Looking Ahead to Fall 2020:

With so much uncertainty on how to prepare for our new students, building relationships with my new students and their families is still sitting at the top of my to-do list. Many schools and teachers are struggling with the question about how to go about engaging students and building those relationships if we are teaching remotely. Here are some ideas on how to build relationships remotely:

  • Create a survey for your students to fill out about their interests and hobbies. These surveys can be created by using Google or Microsoft “Forms”.
  • Create an additional survey to send out to parents. Have questions that allow for them to answer about ways to best help their child as well as support they may need during this time of remote learning.
  • Create a handout about yourself and electronically send this out to the families of your students. On there be sure to include: contact information, some information about yourself, classroom information such as expectations and/or syllabus.
  • Like we mentioned earlier to do with your students, survey your parents about how they feel your class is going for their child and ask for suggestions for improvement. Remember as educators, we are lifelong learners.
  • Communicate frequently with your students and their families by creating a weekly or monthly newsletter. Students and families have enough uncertainties during this time to worry about so they will appreciate the extra communication. Teacher’s newsletters can be emailed to parents and school-wide newsletters can be posted to the school’s social media accounts and emailed out as well.
  • Set aside time for the SEL needs of students during this time of remote learning. Schedule in a weekly class time, where there are no discussions of academics. Use this time to build a community circle and discuss topics relating to the SEL needs of your students.
  • Look to create online advisory periods as an entire school where SEL lessons could be taught with your advisory group of students.
  • Celebrate your students online successes! Anytime students have done a great job with an assignment, we would always recognize them with things such as stickers or certificates. Remotely, we can do the same thing by sending a special postcard in the mail or by emailing a reward certificate. Online homework passes are also a great tool that can be created electronically and be used to reward your students remotely.
  • Don’t be afraid to put yourself out there in order to connect with students. Create a video for them with a special message and share it. Otherwise, try out some of their hobbies. Many middle school students are into Tik-Tok…create and share a video of yourself trying out a Tik-Tok video and share it with them to get them to smile. Remember, teaching a lot of the time requires us to step outside our comfort zone and is well worth doing when it comes to building relationships with your students.
  • Continue to incorporate PBIS values into your entire school and classroom remotely.

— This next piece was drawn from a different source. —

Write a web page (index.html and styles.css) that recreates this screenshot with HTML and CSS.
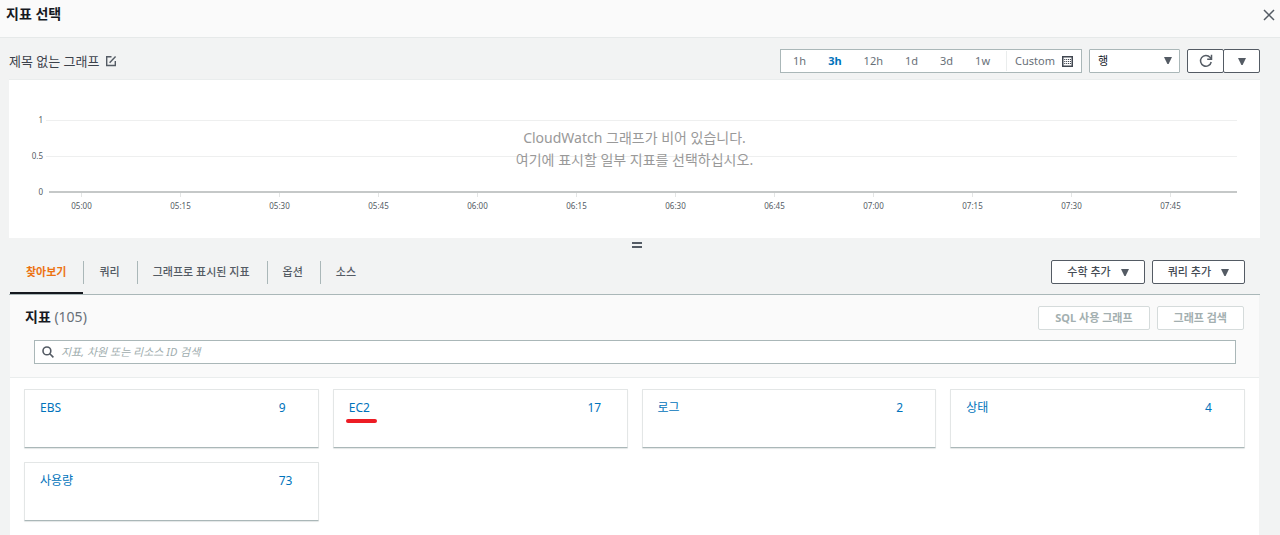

Student engagement is crucial during remote learning and constantly looking for ways to engage your students also lets them know that you do care for them. Last year, our PBIS team created Spirit Week themes and used Padlet for students and staff to respond and post on these different days.
  • Look for ways to create an “All School” trivia contest and tie this to your PBIS team, where the winners can receive a small prize. These trivia contests will actively engage your students and staff and can be accomplished by using Quizlet or Kahoot.

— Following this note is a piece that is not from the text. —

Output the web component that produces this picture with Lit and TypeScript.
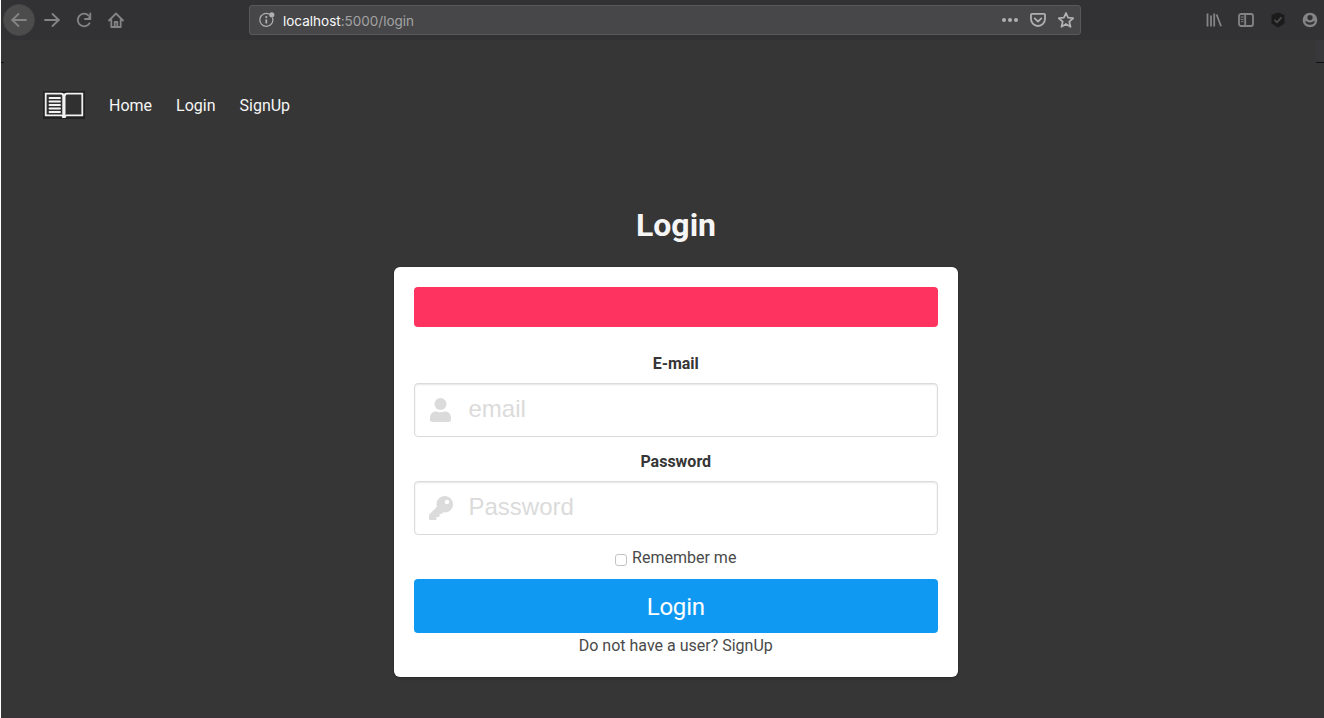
import { LitElement, html, css, svg } from "lit";
import { customElement } from "lit/decorators.js";

const back = svg`<path d="M15 8H1M7.5 2L1.3 8l6.2 6"/>`;
const forward = svg`<path d="M1 8h14M8.5 2L14.7 8l-6.2 6"/>`;
const reload = svg`<path d="M13.5 11.2A6.3 6.3 0 1 1 12.6 3.6"/><path d="M14.3 1.5V7H9" stroke-linejoin="miter"/><path d="M14 3.5V6.700H11z" fill="currentColor" stroke="none"/>`;
const home = svg`<path d="M1 8.5L8 1.5l7 7M3.3 7.5V15h9.4V7.5"/><path d="M6.7 14.5V10h2.6v4.5"/>`;

@customElement("app-root")
export class AppRoot extends LitElement {
  static styles = css`
    :host {
      display: flex;
      flex-direction: column;
      box-sizing: border-box;
      width: 1324px;
      height: 718px;
      overflow: hidden;
      position: relative;
      border-left: 1px solid #fff;
      background: #363636;
      color: #4a4a4a;
      font-family: Roboto, sans-serif;
      font-size: 16px;
      line-height: 24px;
    }
    * { box-sizing: border-box; }
    svg {
      display: block;
      flex: none;
      fill: none;
      stroke: currentColor;
      stroke-width: 1.8;
      stroke-linecap: round;
      stroke-linejoin: round;
    }
    .chrome {
      flex: none;
      display: flex;
      align-items: center;
      height: 40px;
      background: #323234;
      color: #848486;
      padding: 0 6px 0 2px;
    }
    .round {
      width: 32px;
      height: 32px;
      border-radius: 50%;
      background: #4c4c4d;
      border: 1px solid #464647;
      display: flex;
      align-items: center;
      justify-content: center;
    }
    .buttons { display: flex; align-items: center; gap: 16px; margin-left: 9px; }
    .url {
      margin-left: 125px;
      width: 832px;
      height: 30px;
      display: flex;
      align-items: center;
      border: 1px solid #59595b;
      border-radius: 3px;
      background: #474749;
      padding: 0 6px 0 9px;
      color: #b0b0b1;
    }
    .address {
      margin-left: 8px;
      padding-top: 1px;
      color: #a3a3a4;
      font-family: Inter, sans-serif;
      font-size: 13.5px;
      flex: 1;
    }
    .host { color: #f9f9fa; }
    .tools { display: flex; gap: 12px; align-items: center; }
    .extras { margin-left: auto; display: flex; gap: 16px; align-items: center; }
    .edge {
      position: absolute;
      top: 40px;
      right: 0;
      width: 8px;
      height: 23px;
      background: #38383a;
      border-bottom: 1px solid #0f0f10;
    }
    .tick {
      position: absolute;
      top: 62px;
      left: 0;
      width: 3px;
      height: 1px;
      background: #101010;
    }
    .foot {
      position: absolute;
      left: 0;
      right: 0;
      bottom: 0;
      height: 1px;
      background: #3a3035;
    }
    .nav {
      display: flex;
      align-items: center;
      height: 52px;
      margin: 39px 0 0 42px;
      color: #f5f5f5;
    }
    .links { display: flex; gap: 24px; margin-left: 24px; padding-top: 2px; }
    h1 {
      margin: 76px 0 0 27px;
      text-align: center;
      font-size: 32px;
      line-height: 36px;
      font-weight: 700;
      color: #f5f5f5;
    }
    .card {
      width: 564.5px;
      height: 410px;
      margin: 24px 0 0 392.5px;
      padding: 20px;
      border-radius: 6px;
      background: #fff;
      box-shadow: 0 2px 3px rgba(10, 10, 10, 0.1), 0 0 0 1px rgba(10, 10, 10, 0.1);
      text-align: center;
    }
    .notice { height: 40px; border-radius: 4px; background: #ff335f; margin-bottom: 24px; }
    .label { display: block; font-weight: 700; color: #363636; padding-top: 1px; margin-bottom: 7px; }
    .field {
      display: flex;
      align-items: center;
      height: 54px;
      margin-bottom: 12px;
      border: 1px solid #dbdbdb;
      border-radius: 4px;
      box-shadow: inset 0 1px 2px rgba(10, 10, 10, 0.1);
      color: #dbdbdb;
      padding-left: 14px;
    }
    .field svg { fill: currentColor; stroke: none; }
    input.text {
      flex: 1;
      min-width: 0;
      margin: 0 0 3px 16px;
      padding: 0;
      border: 0;
      outline: 0;
      background: none;
      font: 24px "Liberation Sans", Arial, sans-serif;
    }
    .text::placeholder { color: #dbdbdb; opacity: 1; }
    .remember {
      display: flex;
      justify-content: center;
      gap: 5px;
      height: 20px;
      line-height: 22px;
      margin-bottom: 12px;
    }
    .check {
      appearance: none;
      width: 12px;
      height: 12px;
      margin: 7px 0 0;
      border: 1px solid #c4c4c4;
      border-radius: 3px;
      background: #fff;
    }
    .submit {
      display: block;
      width: 100%;
      height: 54px;
      border: 0;
      border-radius: 4px;
      padding: 2px 0 0;
      background: #1099f2;
      color: #fff;
      font: 24px Roboto, sans-serif;
      letter-spacing: -0.2px;
    }
    .signup { padding-top: 1px; }
  `;

  icon(shape: unknown) {
    return html`<svg width="16" height="16" viewBox="0 0 16 16">${shape}</svg>`;
  }

  render() {
    return html`
      <div class="chrome">
        <div class="round">${this.icon(back)}</div>
        <div class="buttons">${this.icon(forward)}${this.icon(reload)}${this.icon(home)}</div>
        <div class="url">
          <svg width="16" height="16" viewBox="0 0 16 16">
            <path d="M10.2 2A6.5 6.5 0 1 0 13.6 6" stroke-width="1.2" />
            <path d="M7.3 7.4V11.5" stroke-linecap="butt" /><circle cx="7.3" cy="5.1" r="1.1" fill="currentColor" stroke="none" />
            <circle cx="12.8" cy="2.8" r="2.6" fill="currentColor" stroke="none" />
          </svg>
          <span class="address"><span class="host">localhost</span>:5000/login</span>
          <div class="tools">
            <svg width="16" height="16" viewBox="0 0 16 16"><g fill="currentColor" stroke="none"><circle cx="2" cy="8" r="2" /><circle cx="8" cy="8" r="2" /><circle cx="14" cy="8" r="2" /></g></svg>
            <svg width="16" height="16" viewBox="0 0 16 16"><path d="M2 1.8h12a1 1 0 0 1 1 1V7A7 7 0 0 1 1 7V2.8a1 1 0 0 1 1-1zM4.7 6.4L8 9.6l3.3-3.2" /></svg>
            <svg width="16" height="16" viewBox="0 0 16 16"><path d="M8 1l2.1 4.7 5.1.5-3.9 3.4 1.2 5.2L8 12.1l-4.5 2.7 1.2-5.2L.8 6.2l5.1-.5z" /></svg>
          </div>
        </div>
        <div class="extras">
          <svg width="16" height="16" viewBox="0 0 16 16"><path d="M1.5 1.5v13M5 3.5v11M8.2 1.5v13M10.6 2.5L15 14.3" stroke-linecap="butt" /></svg>
          <svg width="16" height="16" viewBox="0 0 16 16"><rect x="1" y="2" width="14" height="12" rx="2" /><path d="M7.2 2v12" /><g stroke-width="1"><path d="M3 5h2.3M3 7.3h2.3M3.5 9.6h1.5" /></g></svg>
          <svg width="16" height="16" viewBox="0 0 16 16"><path d="M8 .5L14.5 3v8.500L8 15.600 1.500 11.500V3z" fill="#1b1b1c" stroke="none" /><path d="M5 8.300l2 2 4-4.500" stroke="#4b4b4c" /></svg>
          <svg width="16" height="16" viewBox="0 0 16 16"><circle cx="8" cy="8" r="7.300" fill="currentColor" stroke="none" /><circle cx="8" cy="5.600" r="2.600" fill="#323234" stroke="none" /><path d="M3 9.200h1.600Q5.600 10.500 8 10.500t3.400-1.300H13Q11.800 12.700 8 12.700T3 9.200z" fill="#323234" stroke="none" /></svg>
        </div>
      </div>
      <div class="edge"></div>
      <div class="tick"></div>
      <nav class="nav">
        <svg width="42" height="28" viewBox="0 0 42 28">
          <rect width="42" height="28" fill="#222" stroke="none" />
          <path d="M2.700 2.700H18q2.200 0 2.200 1.300h1.600q0-1.300 2.200-1.300h15.300v21.600H24q-2 0-2.200 1.900h-1.600Q20 24.300 18 24.300H2.700z" fill="#303030" stroke="#f2f2f2" stroke-linejoin="miter" />
          <path d="M20.200 4v22M21.600 4v22" stroke="#f2f2f2" />
          <path d="M6.500 7h10.500M6.500 10.500h10.500M6.500 14h10.500M6.500 17.500h10.500M6.500 21h10.500" stroke="#f2f2f2" />
        </svg>
        <div class="links"><span>Home</span><span>Login</span><span>SignUp</span></div>
      </nav>
      <h1>Login</h1>
      <div class="card">
        <div class="notice"></div>
        <span class="label">E-mail</span>
        <div class="field">
          <svg width="24" height="24" viewBox="0 0 24 24"><circle cx="11.5" cy="6" r="6" /><path d="M7.1 13.5c1.7 0 2 .8 4.4.8s2.7-.8 4.4-.8c3.6 0 6.1 2.6 6.1 6v2.2c0 1.3-1 2.3-2.2 2.3H3.2c-1.2 0-2.2-1-2.2-2.3v-2.2c0-3.4 2.5-6 6.1-6z" /></svg>
          <input class="text" type="text" placeholder="email" />
        </div>
        <span class="label">Password</span>
        <div class="field">
          <svg width="24" height="24" viewBox="0 0 512 512"><path fill-rule="evenodd" d="M512 176C512 273.200 433.200 352 336 352c-11.220 0-22.190-1.062-32.830-3.069l-24 27A24 24 0 0 1 261.220 384H224v40c0 13.250-10.750 24-24 24h-40v40c0 13.250-10.750 24-24 24H24c-13.250 0-24-10.750-24-24v-78.060c0-6.365 2.529-12.470 7.029-16.970l161.800-161.800C163.100 213.800 160 195.300 160 176 160 78.800 238.800 0 336 0 433.500 0 512 78.530 512 176zM336 128c0 26.510 21.490 48 48 48s48-21.490 48-48-21.490-48-48-48-48 21.490-48 48z" /></svg>
          <input class="text" type="text" placeholder="Password" />
        </div>
        <label class="remember"><input class="check" type="checkbox" /><span>Remember me</span></label>
        <button class="submit">Login</button>
        <div class="signup">Do not have a user? SignUp</div>
      </div>
      <div class="foot"></div>
    `;
  }
}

In conclusion, the key idea to remember about building relationships with your students is to be there for them and show that you do care about them by taking an interest in them. Regardless of what our 2020-2021 school year looks like, our students are our future and deserve to have us guiding them through this time of uncertainty. As Rita Pierson would say…be that champion that EVERY child deserves!

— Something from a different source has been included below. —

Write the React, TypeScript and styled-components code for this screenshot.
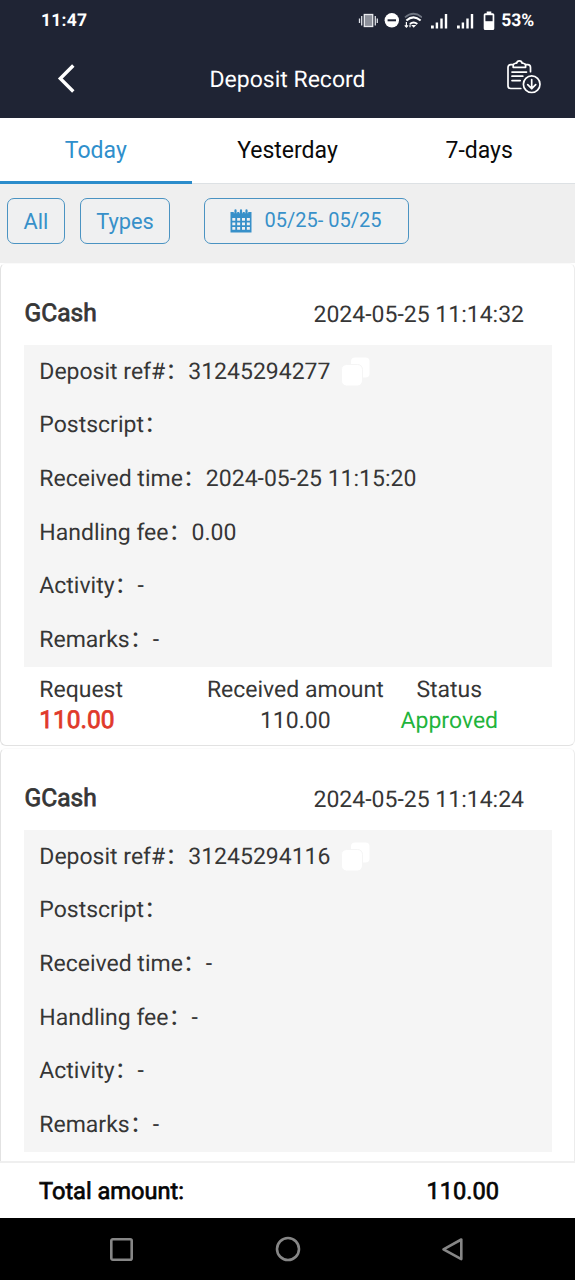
import React from "react";
import styled, { createGlobalStyle } from "styled-components";

const GlobalStyle = createGlobalStyle`
  * { box-sizing: border-box; }
  body { margin: 0; background: #fff; }
`;

const Screen = styled.main`
  display: flex;
  flex-direction: column;
  width: 575px;
  height: 1280px;
  overflow: hidden;
  background: #fff;
  color: #363636;
  font-family: Roboto, "Noto Sans CJK SC", sans-serif;
  font-size: 23px;
  text-rendering: geometricPrecision;
  white-space: nowrap;
  svg { display: block; flex: none; }
`;

const TopArea = styled.div`
  flex: none;
  height: 118px;
  background: #1f2434;
  color: #fff;
`;

const StatusBar = styled.div`
  display: flex;
  align-items: center;
  justify-content: space-between;
  height: 41px;
  padding: 1px 41px 0 41px;
  font-size: 17.5px;
  font-weight: 700;
  letter-spacing: 0.25px;
`;

const StatusIcons = styled.div`
  display: flex;
  align-items: center;
`;

const Percent = styled.span`
  margin-left: 6px;
  letter-spacing: -0.1px;
`;

const TitleBar = styled.header`
  display: grid;
  grid-template-columns: 132px 1fr 132px;
  align-items: center;
  height: 74px;
`;

const Title = styled.h1`
  margin: 2px 0 0;
  text-align: center;
  font-size: 23px;
  font-weight: 400;
`;

const IconButton = styled.button<{ $indent: number }>`
  display: block;
  padding: 0 0 0 ${(p) => p.$indent}px;
  border: 0;
  background: none;
  color: inherit;
`;

const Tabs = styled.nav`
  display: grid;
  grid-template-columns: repeat(3, 1fr);
  flex: none;
  height: 66px;
`;

const Tab = styled.button<{ $active?: boolean }>`
  padding: 0;
  border: 0;
  border-bottom: ${(p) => (p.$active ? "3px solid #2b8ccb" : "1px solid #dde1e4")};
  padding: ${(p) => (p.$active ? "2px 0 0" : "2px 0 2px")};
  background: none;
  color: ${(p) => (p.$active ? "#2f8fcc" : "#0a0a0a")};
  font: inherit;
`;

const Filters = styled.div`
  display: flex;
  flex: none;
  height: 79px;
  padding: 14px 7px;
  background: #efefef;
`;

const FilterButton = styled.button<{ $width: number; $gap?: number }>`
  display: flex;
  align-items: center;
  justify-content: center;
  width: ${(p) => p.$width}px;
  height: 46px;
  margin-left: ${(p) => p.$gap || 0}px;
  padding: 0;
  border: 1px solid #4a93c2;
  border-radius: 7px;
  background: #eff0f1;
  color: #3790c9;
  font: inherit;
  font-size: 21.8px;
`;

const DateRange = styled.span`
  margin: 0 2px 2px 13px;
  font-size: 20px;
`;

const Records = styled.section`
  flex: none;
  height: 898px;
  overflow: hidden;
`;

const Card = styled.article`
  height: 483px;
  margin-bottom: 2px;
  padding: 0 22px 0 23px;
  border: 1px solid #e2e2e2;
  border-top-color: #fafafa;
  border-right-color: #ececec;
  border-radius: 6px;
`;

const CardHeader = styled.div`
  display: flex;
  align-items: center;
  justify-content: space-between;
  height: 81px;
  padding: 19px 28px 0 0;
`;

const Method = styled.h2`
  margin: 0 0 3px 0.6px;
  font-size: 24.5px;
  font-weight: 400;
  -webkit-text-stroke: 0.8px currentColor;
`;

const Details = styled.div`
  height: 322px;
  padding-left: 15.3px;
  background: #f5f5f5;
`;

const DetailRow = styled.div`
  display: flex;
  align-items: center;
  height: calc(100% / 6);
  padding-bottom: 6px;
  white-space: pre;
`;

const CopyIcon = styled.svg`
  margin: 6px 0 0 11px;
`;

const Summary = styled.div`
  display: flex;
  padding: 8px 0 0 15.3px;
  line-height: 30.5px;
`;

const Figure = styled.div<{ $width: number; $align?: string }>`
  width: ${(p) => p.$width}px;
  text-align: ${(p) => p.$align || "center"};
`;

const Requested = styled.div`
  margin-top: -1px;
  color: #e0392a;
  font-size: 24.5px;
  -webkit-text-stroke: 0.8px currentColor;
`;

const Approved = styled.div`
  color: #1fb43c;
`;

const TotalBar = styled.footer`
  display: flex;
  align-items: center;
  justify-content: space-between;
  flex: none;
  height: 57px;
  padding: 0 76px 0 39px;
  border-top: 2px solid #efefef;
  color: #050505;
  font-size: 23.6px;
  -webkit-text-stroke: 0.7px currentColor;
`;

const AndroidNav = styled.div`
  display: flex;
  flex: 1;
  align-items: center;
  justify-content: space-between;
  padding: 0 111px 0 109px;
  background: #000;
`;

const SignalIcon = styled.svg`
  margin-left: 9px;
`;

const BatteryIcon = styled.svg`
  margin-left: 9px;
`;

const Signal = () => (
  <SignalIcon width="17" height="16" viewBox="0 0 17 16" fill="#fff">
    <rect x="0" y="12.5" width="2.8" height="3" />
    <rect x="4.7" y="9.5" width="2.4" height="6" />
    <rect x="9.3" y="5.5" width="2.4" height="10" />
    <rect x="13.8" y="1" width="2.4" height="14.5" />
  </SignalIcon>
);

const StatusGlyphs = () => (
  <>
    <svg width="64" height="20" viewBox="0 0 64 20" fill="none">
      <rect x="6.3" y="3.5" width="8.4" height="12" fill="#8d919b" stroke="#e8eaee" strokeWidth="1.3" />
      <path d="M3.7 5v9.5M1.5 7.5V12M17.3 5v9.5M19.3 7.5V12" stroke="#dfe2e7" strokeWidth="1.3" />
      <circle cx="33.8" cy="9.3" r="7.2" fill="#fff" />
      <path d="M29.6 9.3H38" stroke="#1f2434" strokeWidth="2" />
      <path d="M47 6.4Q55.5-1 64 6.4" stroke="#6e7480" strokeWidth="1.8" />
      <path d="M48.4 9.6Q55.6 3.2 62.6 9.6M51.9 13Q55.6 9.9 59.3 13" stroke="#fff" strokeWidth="2" />
      <path d="M53.2 14h5l-2.5 2.8z" fill="#fff" />
      <path d="M48.4 11v5m-1.6-1.6 1.6 1.8 1.6-1.8M52 16.2v-2.6" stroke="#fff" strokeWidth="1.2" />
    </svg>
    <Signal />
    <Signal />
    <BatteryIcon width="12" height="20" viewBox="0 0 12 20">
      <path d="M3.7.5h4.6v1.7h1.5q1.5 0 1.5 1.5v13.7q0 1.5-1.5 1.5H2.2q-1.5 0-1.5-1.5V3.7q0-1.5 1.5-1.5h1.5z" fill="#fff" />
      <path d="M2.4 4.2h7.2v6H2.4z" fill="#1f2434" />
    </BatteryIcon>
  </>
);

const ClipboardDownload = () => (
  <svg width="36" height="36" viewBox="0 0 36 36" fill="none" stroke="#fff" strokeWidth="1.7" strokeLinecap="round" strokeLinejoin="round">
    <path d="M7.2 4.7H4.8Q2 4.7 2 7.5v18.2q0 2.8 2.8 2.8h10M19.5 4.7h2.2q2.8 0 2.8 2.8v4.2" />
    <path d="M7.2 7.3V5.2q0-1.4 2.3-2h1.2Q11 .9 13.4.9T16 3.2h1.2q2.4.6 2.4 2v2.1z" />
    <path d="M6 12.1h14.5M6 16.2h10.8M6 20.6h8.2" />
    <circle cx="25.7" cy="24.2" r="8.3" />
    <path d="M25.7 19.5v9.2m-4-4 4 4 4-4" />
  </svg>
);

const CalendarIcon = () => (
  <svg width="22" height="24" viewBox="0 0 22 24">
    <path d="M.5 3h21v20.5H.5z" fill="#3790c9" />
    <path d="M5.5 1v3.2M11 1v3.2M16.5 1v3.2" stroke="#eff0f1" strokeWidth="3.4" />
    <path d="M5.5 1.4v3.3M11 1.4v3.3M16.5 1.4v3.3" stroke="#3790c9" strokeWidth="2.2" strokeLinecap="round" />
    <path
      d="M2.3 10.4h17.6M2.3 14.9h17.6M2.3 19.4h17.6"
      stroke="#eff0f1"
      strokeWidth="2.8"
      strokeDasharray="3 1.85"
    />
  </svg>
);

type Deposit = {
  method: string;
  created: string;
  reference: string;
  received: string;
  fee: string;
  settled?: { request: string; amount: string; status: string };
};

const deposits: Deposit[] = [
  {
    method: "GCash",
    created: "2024-05-25 11:14:32",
    reference: "31245294277",
    received: "2024-05-25 11:15:20",
    fee: "0.00",
    settled: { request: "110.00", amount: "110.00", status: "Approved" },
  },
  {
    method: "GCash",
    created: "2024-05-25 11:14:24",
    reference: "31245294116",
    received: "-",
    fee: "-",
  },
];

const DepositCard = ({ deposit }: { deposit: Deposit }) => (
  <Card>
    <CardHeader>
      <Method>{deposit.method}</Method>
      <time>{deposit.created}</time>
    </CardHeader>
    <Details>
      <DetailRow>
        Deposit ref#：{deposit.reference}
        <CopyIcon width="30" height="30" viewBox="0 0 30 30" fill="#fff">
          <rect x="10" y="0.5" width="18.5" height="20" rx="4" />
          <rect x="0.5" y="7.5" width="21" height="21.5" rx="5" stroke="#f5f5f5" />
        </CopyIcon>
      </DetailRow>
      <DetailRow>Postscript：</DetailRow>
      <DetailRow>Received time：{deposit.received}</DetailRow>
      <DetailRow>Handling fee：{deposit.fee}</DetailRow>
      <DetailRow>Activity：-</DetailRow>
      <DetailRow>Remarks：-</DetailRow>
    </Details>
    {deposit.settled && (
      <Summary>
        <Figure $width={156} $align="left">
          Request
          <Requested>{deposit.settled.request}</Requested>
        </Figure>
        <Figure $width={200}>
          Received amount
          <div>{deposit.settled.amount}</div>
        </Figure>
        <Figure $width={108}>
          Status
          <Approved>{deposit.settled.status}</Approved>
        </Figure>
      </Summary>
    )}
  </Card>
);

export default function App() {
  return (
    <>
      <GlobalStyle />
      <Screen>
        <TopArea>
          <StatusBar>
            <span>11:47</span>
            <StatusIcons>
              <StatusGlyphs />
              <Percent>53%</Percent>
            </StatusIcons>
          </StatusBar>
          <TitleBar>
            <IconButton $indent={57} aria-label="Back">
              <svg width="19" height="30" viewBox="0 0 19 30" fill="none" stroke="#fff" strokeWidth="3.4">
                <path d="M16.3 2.5 3.3 15.5l13 13" />
              </svg>
            </IconButton>
            <Title>Deposit Record</Title>
            <IconButton $indent={63} aria-label="Export records">
              <ClipboardDownload />
            </IconButton>
          </TitleBar>
        </TopArea>
        <Tabs>
          <Tab $active>Today</Tab>
          <Tab>Yesterday</Tab>
          <Tab>7-days</Tab>
        </Tabs>
        <Filters>
          <FilterButton $width={58}>All</FilterButton>
          <FilterButton $width={90} $gap={15}>Types</FilterButton>
          <FilterButton $width={205} $gap={34}>
            <CalendarIcon />
            <DateRange>05/25- 05/25</DateRange>
          </FilterButton>
        </Filters>
        <Records>
          {deposits.map((d) => (
            <DepositCard key={d.reference} deposit={d} />
          ))}
        </Records>
        <TotalBar>
          <span>Total amount:</span>
          <span>110.00</span>
        </TotalBar>
        <AndroidNav>
          <svg width="25" height="25" viewBox="0 0 25 25" fill="none" stroke="#868686" strokeWidth="2.6">
            <rect x="2.3" y="2.3" width="20.4" height="20.4" rx="1.5" />
          </svg>
          <svg width="26" height="26" viewBox="0 0 26 26" fill="none" stroke="#868686" strokeWidth="2.6">
            <circle cx="13" cy="13" r="11" />
          </svg>
          <svg width="23" height="25" viewBox="0 0 23 25" fill="none" stroke="#868686" strokeWidth="2.6" strokeLinejoin="round">
            <path d="M20.3 2.5v19.6L2.5 12.3z" />
          </svg>
        </AndroidNav>
      </Screen>
    </>
  );
}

Tracy Fuentes is an ESL/Bilingual Resource teacher at Stevenson Middle School in Melrose Park, Illinois. Tracy is passionate about middle school students and shows this dedication to middle schools by being an Executive Board member through AIMS. In 2018, Tracy was also recognized as a Chicago Bears “Hero in the Classroom” based on the relationships she has formed with her students and the community she serves. Tracy has also worked with Stevenson’s BIS Jon Palicki and initiated Stevenson’s “All School Advisory” program in 2019.